▸ **Exercise**: Leaving out every picture, quote the data below exactly as it appears.

▸ **Information provided**:
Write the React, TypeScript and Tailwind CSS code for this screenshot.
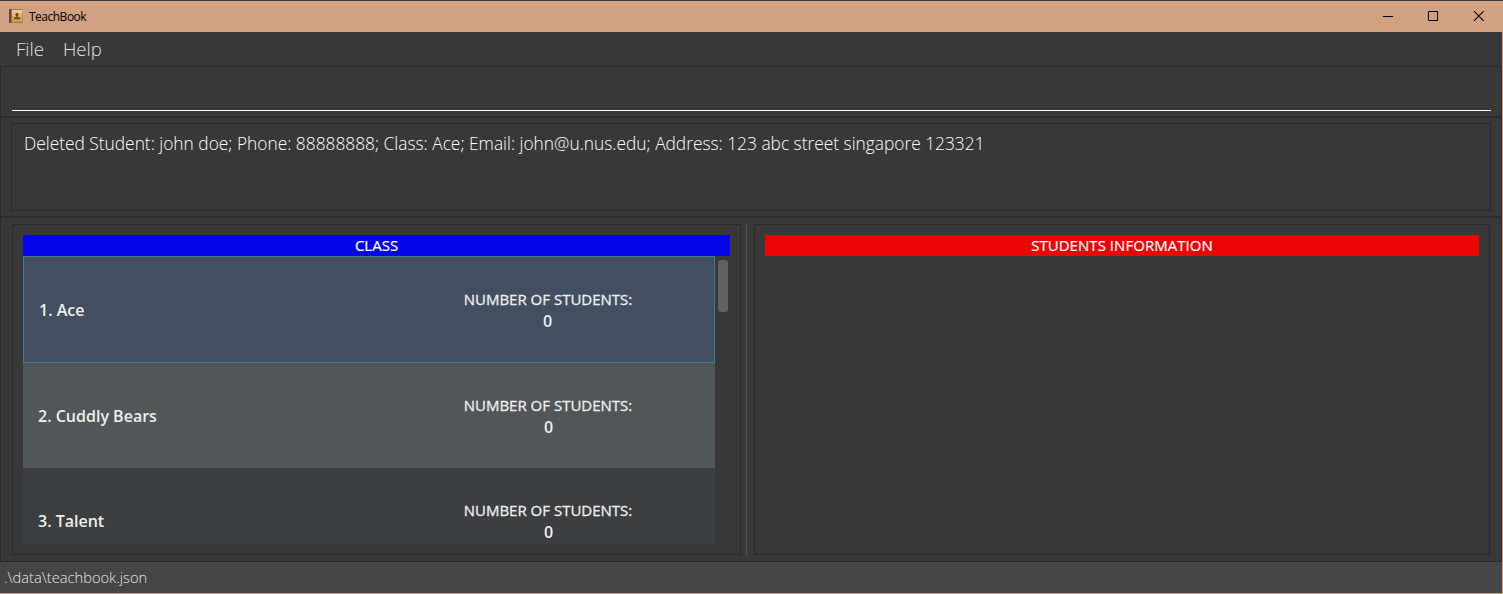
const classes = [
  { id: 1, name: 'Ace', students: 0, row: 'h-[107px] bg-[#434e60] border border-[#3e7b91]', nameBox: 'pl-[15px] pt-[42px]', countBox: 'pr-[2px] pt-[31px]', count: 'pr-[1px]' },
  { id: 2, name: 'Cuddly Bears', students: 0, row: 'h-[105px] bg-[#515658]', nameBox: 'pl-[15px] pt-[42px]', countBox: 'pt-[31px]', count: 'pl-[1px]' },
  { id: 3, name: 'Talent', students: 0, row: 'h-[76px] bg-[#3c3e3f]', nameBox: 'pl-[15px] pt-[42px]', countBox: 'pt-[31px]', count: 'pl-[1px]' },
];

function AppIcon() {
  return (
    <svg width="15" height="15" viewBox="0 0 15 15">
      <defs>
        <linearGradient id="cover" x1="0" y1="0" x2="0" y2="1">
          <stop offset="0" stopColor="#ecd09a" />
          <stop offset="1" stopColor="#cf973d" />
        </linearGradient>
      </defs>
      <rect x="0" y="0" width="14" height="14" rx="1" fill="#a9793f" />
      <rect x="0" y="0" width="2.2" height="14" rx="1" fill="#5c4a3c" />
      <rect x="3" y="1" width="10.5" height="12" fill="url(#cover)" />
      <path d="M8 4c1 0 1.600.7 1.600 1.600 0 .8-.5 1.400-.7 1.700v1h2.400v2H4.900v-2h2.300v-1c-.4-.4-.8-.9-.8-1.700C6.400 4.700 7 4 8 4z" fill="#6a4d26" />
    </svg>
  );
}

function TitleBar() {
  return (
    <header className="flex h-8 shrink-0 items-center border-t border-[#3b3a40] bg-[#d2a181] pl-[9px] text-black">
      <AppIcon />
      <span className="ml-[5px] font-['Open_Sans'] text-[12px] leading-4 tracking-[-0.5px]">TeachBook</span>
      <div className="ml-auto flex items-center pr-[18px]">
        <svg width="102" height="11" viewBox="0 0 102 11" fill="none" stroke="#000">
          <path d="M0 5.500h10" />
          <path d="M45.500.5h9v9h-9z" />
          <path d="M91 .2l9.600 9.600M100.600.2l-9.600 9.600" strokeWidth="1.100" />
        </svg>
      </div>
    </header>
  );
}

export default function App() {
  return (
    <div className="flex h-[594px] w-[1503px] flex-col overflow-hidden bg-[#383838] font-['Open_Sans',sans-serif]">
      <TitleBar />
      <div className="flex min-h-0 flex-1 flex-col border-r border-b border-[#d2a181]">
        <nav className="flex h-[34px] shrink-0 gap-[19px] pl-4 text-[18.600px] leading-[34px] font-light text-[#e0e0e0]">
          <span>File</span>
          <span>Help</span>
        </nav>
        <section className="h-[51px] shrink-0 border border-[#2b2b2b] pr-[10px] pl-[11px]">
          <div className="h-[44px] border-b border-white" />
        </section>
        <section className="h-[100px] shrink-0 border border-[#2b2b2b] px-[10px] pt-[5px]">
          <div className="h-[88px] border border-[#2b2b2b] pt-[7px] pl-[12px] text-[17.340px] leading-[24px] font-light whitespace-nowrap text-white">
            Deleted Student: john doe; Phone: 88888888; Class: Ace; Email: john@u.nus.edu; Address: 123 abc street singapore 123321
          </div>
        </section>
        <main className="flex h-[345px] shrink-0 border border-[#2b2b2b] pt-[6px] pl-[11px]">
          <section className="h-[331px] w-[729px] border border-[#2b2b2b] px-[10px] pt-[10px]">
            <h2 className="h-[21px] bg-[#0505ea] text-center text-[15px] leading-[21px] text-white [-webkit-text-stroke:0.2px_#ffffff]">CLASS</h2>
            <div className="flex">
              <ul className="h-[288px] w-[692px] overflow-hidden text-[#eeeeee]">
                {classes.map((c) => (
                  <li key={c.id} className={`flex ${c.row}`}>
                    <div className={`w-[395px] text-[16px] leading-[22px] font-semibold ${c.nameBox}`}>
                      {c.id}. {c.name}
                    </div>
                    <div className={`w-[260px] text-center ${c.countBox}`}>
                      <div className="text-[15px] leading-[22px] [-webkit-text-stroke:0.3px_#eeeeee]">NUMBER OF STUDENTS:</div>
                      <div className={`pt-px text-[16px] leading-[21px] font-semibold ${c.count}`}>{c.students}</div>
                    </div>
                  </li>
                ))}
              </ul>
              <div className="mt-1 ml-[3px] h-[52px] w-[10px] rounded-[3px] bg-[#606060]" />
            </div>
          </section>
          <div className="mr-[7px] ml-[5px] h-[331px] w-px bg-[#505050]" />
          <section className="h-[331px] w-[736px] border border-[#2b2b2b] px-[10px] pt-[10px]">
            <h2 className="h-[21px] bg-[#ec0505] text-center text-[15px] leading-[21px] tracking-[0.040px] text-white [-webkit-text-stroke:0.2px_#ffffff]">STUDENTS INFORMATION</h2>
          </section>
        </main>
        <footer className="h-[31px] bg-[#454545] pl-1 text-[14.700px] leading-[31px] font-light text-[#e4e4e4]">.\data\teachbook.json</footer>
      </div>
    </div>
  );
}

▸ **Solution to the problem**:
Write the React, TypeScript and Tailwind CSS code for this screenshot.
const classes = [
  { id: 1, name: 'Ace', students: 0, row: 'h-[107px] bg-[#434e60] border border-[#3e7b91]', nameBox: 'pl-[15px] pt-[42px]', countBox: 'pr-[2px] pt-[31px]', count: 'pr-[1px]' },
  { id: 2, name: 'Cuddly Bears', students: 0, row: 'h-[105px] bg-[#515658]', nameBox: 'pl-[15px] pt-[42px]', countBox: 'pt-[31px]', count: 'pl-[1px]' },
  { id: 3, name: 'Talent', students: 0, row: 'h-[76px] bg-[#3c3e3f]', nameBox: 'pl-[15px] pt-[42px]', countBox: 'pt-[31px]', count: 'pl-[1px]' },
];

function AppIcon() {
  return (
    <svg width="15" height="15" viewBox="0 0 15 15">
      <defs>
        <linearGradient id="cover" x1="0" y1="0" x2="0" y2="1">
          <stop offset="0" stopColor="#ecd09a" />
          <stop offset="1" stopColor="#cf973d" />
        </linearGradient>
      </defs>
      <rect x="0" y="0" width="14" height="14" rx="1" fill="#a9793f" />
      <rect x="0" y="0" width="2.2" height="14" rx="1" fill="#5c4a3c" />
      <rect x="3" y="1" width="10.5" height="12" fill="url(#cover)" />
      <path d="M8 4c1 0 1.600.7 1.600 1.600 0 .8-.5 1.400-.7 1.700v1h2.400v2H4.900v-2h2.300v-1c-.4-.4-.8-.9-.8-1.700C6.400 4.700 7 4 8 4z" fill="#6a4d26" />
    </svg>
  );
}

function TitleBar() {
  return (
    <header className="flex h-8 shrink-0 items-center border-t border-[#3b3a40] bg-[#d2a181] pl-[9px] text-black">
      <AppIcon />
      <span className="ml-[5px] font-['Open_Sans'] text-[12px] leading-4 tracking-[-0.5px]">TeachBook</span>
      <div className="ml-auto flex items-center pr-[18px]">
        <svg width="102" height="11" viewBox="0 0 102 11" fill="none" stroke="#000">
          <path d="M0 5.500h10" />
          <path d="M45.500.5h9v9h-9z" />
          <path d="M91 .2l9.600 9.600M100.600.2l-9.600 9.600" strokeWidth="1.100" />
        </svg>
      </div>
    </header>
  );
}

export default function App() {
  return (
    <div className="flex h-[594px] w-[1503px] flex-col overflow-hidden bg-[#383838] font-['Open_Sans',sans-serif]">
      <TitleBar />
      <div className="flex min-h-0 flex-1 flex-col border-r border-b border-[#d2a181]">
        <nav className="flex h-[34px] shrink-0 gap-[19px] pl-4 text-[18.600px] leading-[34px] font-light text-[#e0e0e0]">
          <span>File</span>
          <span>Help</span>
        </nav>
        <section className="h-[51px] shrink-0 border border-[#2b2b2b] pr-[10px] pl-[11px]">
          <div className="h-[44px] border-b border-white" />
        </section>
        <section className="h-[100px] shrink-0 border border-[#2b2b2b] px-[10px] pt-[5px]">
          <div className="h-[88px] border border-[#2b2b2b] pt-[7px] pl-[12px] text-[17.340px] leading-[24px] font-light whitespace-nowrap text-white">
            Deleted Student: john doe; Phone: 88888888; Class: Ace; Email: john@u.nus.edu; Address: 123 abc street singapore 123321
          </div>
        </section>
        <main className="flex h-[345px] shrink-0 border border-[#2b2b2b] pt-[6px] pl-[11px]">
          <section className="h-[331px] w-[729px] border border-[#2b2b2b] px-[10px] pt-[10px]">
            <h2 className="h-[21px] bg-[#0505ea] text-center text-[15px] leading-[21px] text-white [-webkit-text-stroke:0.2px_#ffffff]">CLASS</h2>
            <div className="flex">
              <ul className="h-[288px] w-[692px] overflow-hidden text-[#eeeeee]">
                {classes.map((c) => (
                  <li key={c.id} className={`flex ${c.row}`}>
                    <div className={`w-[395px] text-[16px] leading-[22px] font-semibold ${c.nameBox}`}>
                      {c.id}. {c.name}
                    </div>
                    <div className={`w-[260px] text-center ${c.countBox}`}>
                      <div className="text-[15px] leading-[22px] [-webkit-text-stroke:0.3px_#eeeeee]">NUMBER OF STUDENTS:</div>
                      <div className={`pt-px text-[16px] leading-[21px] font-semibold ${c.count}`}>{c.students}</div>
                    </div>
                  </li>
                ))}
              </ul>
              <div className="mt-1 ml-[3px] h-[52px] w-[10px] rounded-[3px] bg-[#606060]" />
            </div>
          </section>
          <div className="mr-[7px] ml-[5px] h-[331px] w-px bg-[#505050]" />
          <section className="h-[331px] w-[736px] border border-[#2b2b2b] px-[10px] pt-[10px]">
            <h2 className="h-[21px] bg-[#ec0505] text-center text-[15px] leading-[21px] tracking-[0.040px] text-white [-webkit-text-stroke:0.2px_#ffffff]">STUDENTS INFORMATION</h2>
          </section>
        </main>
        <footer className="h-[31px] bg-[#454545] pl-1 text-[14.700px] leading-[31px] font-light text-[#e4e4e4]">.\data\teachbook.json</footer>
      </div>
    </div>
  );
}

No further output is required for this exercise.